As a side-effect, 32 bytes are saved from struct inode and eight bytes
are removed from struct page. At a cost of approximately 2.5 bits per page
in the radix tree nodes on 4k pagesize, assuming the pagecache is densely
populated. Not all pages are pagecache; other pages gain the full 8 byte
saving.

This change will break any arch code which is using page->list and will
also break any arch code which is using page->lru of memory which was
obtained from slab.

The basic problem which we (mainly Daniel McNeil) have been struggling
with is in getting a really reliable fsync() across the page lists while
other processes are performing writeback against the same file. It's like
juggling four bars of wet soap with your eyes shut while someone is
whacking you with a baseball bat. Daniel pretty much has the problem
plugged but I suspect that's just because we don't have testcases to
trigger the remaining problems. The complexity and additional locking
which those patches add is worrisome.

So the approach taken here is to remove the page lists altogether and
replace the list-based writeback and wait operations with in-order
radix-tree walks.

The radix-tree code has been enhanced to support "tagging" of pages, for
later searches for pages which have a particular tag set. This means that
we can ask the radix tree code "find me the next 16 dirty pages starting at
pagecache index N" and it will do that in O(log64(N)) time.

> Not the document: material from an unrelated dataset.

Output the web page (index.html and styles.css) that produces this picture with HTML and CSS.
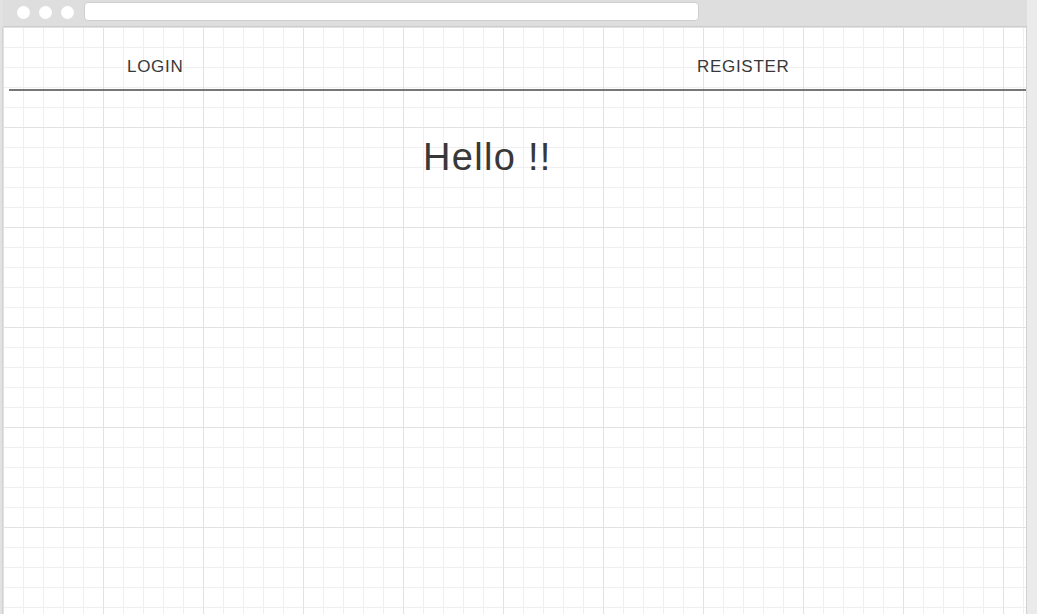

This affects I/O scheduling potentially quite significantly. It is no
longer the case that the kernel will submit pages for I/O in the order in
which the application dirtied them. We instead submit them in file-offset
order all the time.

This is likely to be advantageous when applications are seeking all over
a large file randomly writing small amounts of data. I haven't performed
much benchmarking, but tiobench random write throughput seems to be
increased by 30%. Other tests appear to be unaltered. dbench may have got
10-20% quicker, but it's variable.

There is one large file which everyone seeks all over randomly writing
small amounts of data: the blockdev mapping which caches filesystem
metadata. The kernel's IO submission patterns for this are now ideal.


Because writeback and wait-for-writeback use a tree walk instead of a
list walk they are no longer livelockable. This probably means that we no
longer need to hold i_sem across O_SYNC writes and perhaps fsync() and
fdatasync(). This may be beneficial for databases: multiple processes
writing and syncing different parts of the same file at the same time can
now all submit and wait upon writes to just their own little bit of the
file, so we can get a lot more data into the queues.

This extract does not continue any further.